I’m not exactly sucking this idea out of thin air, the openwrt guys simply added a remark to the effect “to achieve best performance enable flow control”. And people on the relevant forum did complain that it should read “if you don’t want atrociously slow performance…” (somewhat understandably).

So basically I don’t really doubt that adequate results can be achieved by carefully increasing an evenly spaced UDP flow through the device - like how Mikrotik’s tests are documented to be done.

If flow control doesn’t help the device achieve normal download speeds, then probably the driver has a broken flow control implementation. (I saw no sign of this, the driver released under the GPL had no obvious such problem.)

The L009 contains a fairly decent switch chip that is used to interface to all of its ports. Of course problems don’t manifest there (as they also don’t on the switch-connected ports of the Refresh.)

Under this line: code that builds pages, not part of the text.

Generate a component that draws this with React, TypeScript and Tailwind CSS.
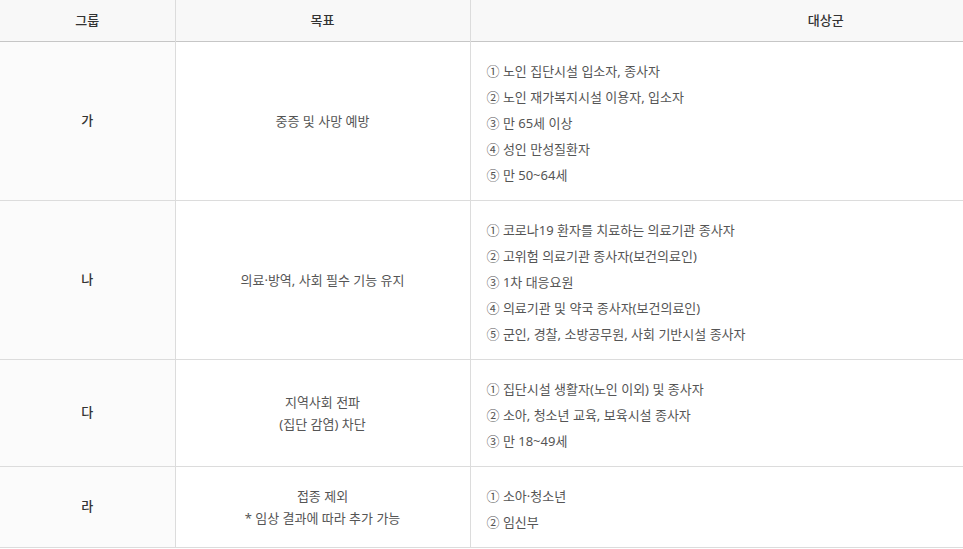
const rows = [
  {
    group: "가",
    goal: ["중증 및 사망 예방"],
    targets: [
      "① 노인 집단시설 입소자, 종사자",
      "② 노인 재가복지시설 이용자, 입소자",
      "③ 만 65세 이상",
      "④ 성인 만성질환자",
      "⑤ 만 50~64세",
    ],
  },
  {
    group: "나",
    goal: ["의료·방역, 사회 필수 기능 유지"],
    targets: [
      "① 코로나19 환자를 치료하는 의료기관 종사자",
      "② 고위험 의료기관 종사자(보건의료인)",
      "③ 1차 대응요원",
      "④ 의료기관 및 약국 종사자(보건의료인)",
      "⑤ 군인, 경찰, 소방공무원, 사회 기반시설 종사자",
    ],
  },
  {
    group: "다",
    goal: ["지역사회 전파", "(집단 감염) 차단"],
    targets: [
      "① 집단시설 생활자(노인 이외) 및 종사자",
      "② 소아, 청소년 교육, 보육시설 종사자",
      "③ 만 18~49세",
    ],
  },
  {
    group: "라",
    goal: ["접종 제외", "* 임상 결과에 따라 추가 가능"],
    targets: ["① 소아·청소년", "② 임신부"],
  },
];

export default function App() {
  return (
    <div className="w-[963px] h-[549px] overflow-hidden bg-white font-['Noto_Sans','Noto_Sans_CJK_KR',sans-serif] text-[13px]">
      <table className="w-[1181px] border-collapse table-fixed">
        <colgroup>
          <col className="w-[175px]" />
          <col className="w-[295px]" />
          <col />
        </colgroup>
        <thead>
          <tr className="h-[41px] bg-[#f8f8f8] border-b border-[#c6c6c6]">
            <th className="font-medium text-[#333] border-r border-[#dcdcdc]">그룹</th>
            <th className="font-medium text-[#333] border-r border-[#dcdcdc]">목표</th>
            <th className="font-medium text-[#333]">대상군</th>
          </tr>
        </thead>
        <tbody>
          {rows.map((r) => (
            <tr key={r.group} className="border-b border-[#dcdcdc]">
              <td className="bg-[#fbfbfb] text-center font-medium text-[#333] border-r border-[#dcdcdc]">
                {r.group}
              </td>
              <td className="text-center text-[#555] leading-[22px] border-r border-[#dcdcdc]">
                {r.goal.map((g) => (
                  <div key={g}>{g}</div>
                ))}
              </td>
              <td className="pt-[16px] pb-[12px] pl-[16px] text-[#555] leading-[26px]">
                {r.targets.map((t) => (
                  <div key={t}>{t}</div>
                ))}
              </td>
            </tr>
          ))}
        </tbody>
      </table>
    </div>
  );
}
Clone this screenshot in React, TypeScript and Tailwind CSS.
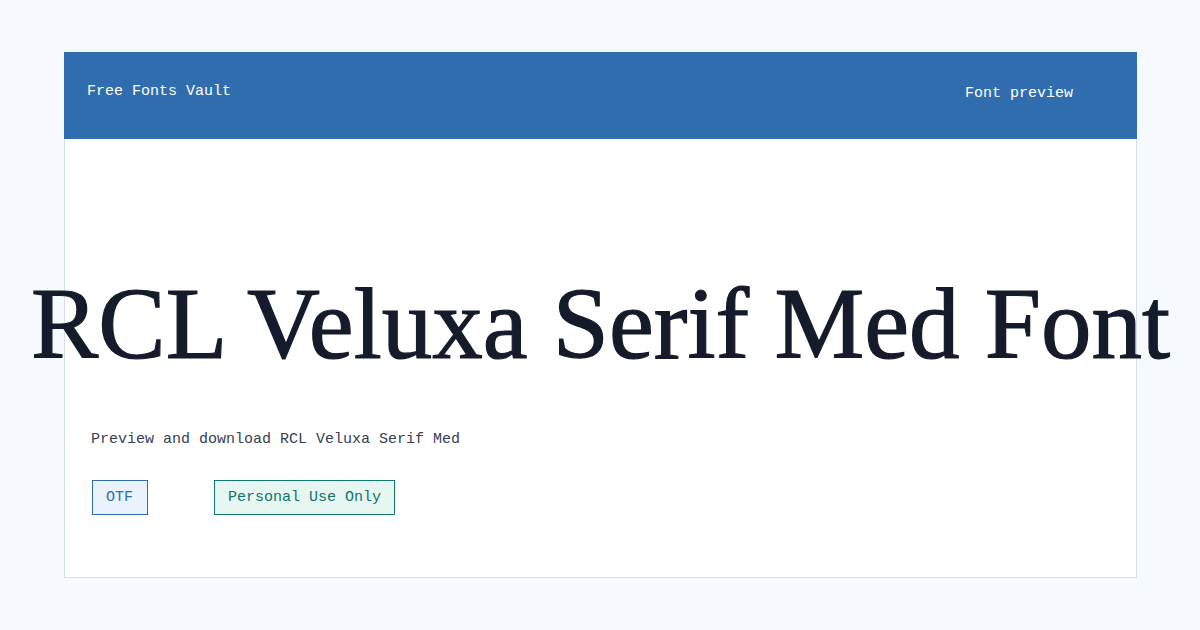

I’m not trying to make excuses for the designers of the chip, but obviously the thing is built down to a price and intended for a fairly specific use case. If some things have to be done in software to work correctly, that’s not what the designers of these things would consider abnormal. Add to that, that as the MT7621, this part also has a fairly powerful (and in its class well designed) packet processor for NAT/PPPoE/PPPoE-over-vlan/etc. scenarios, and it was probably expected that this would handle the packets directly, instead of the CPU.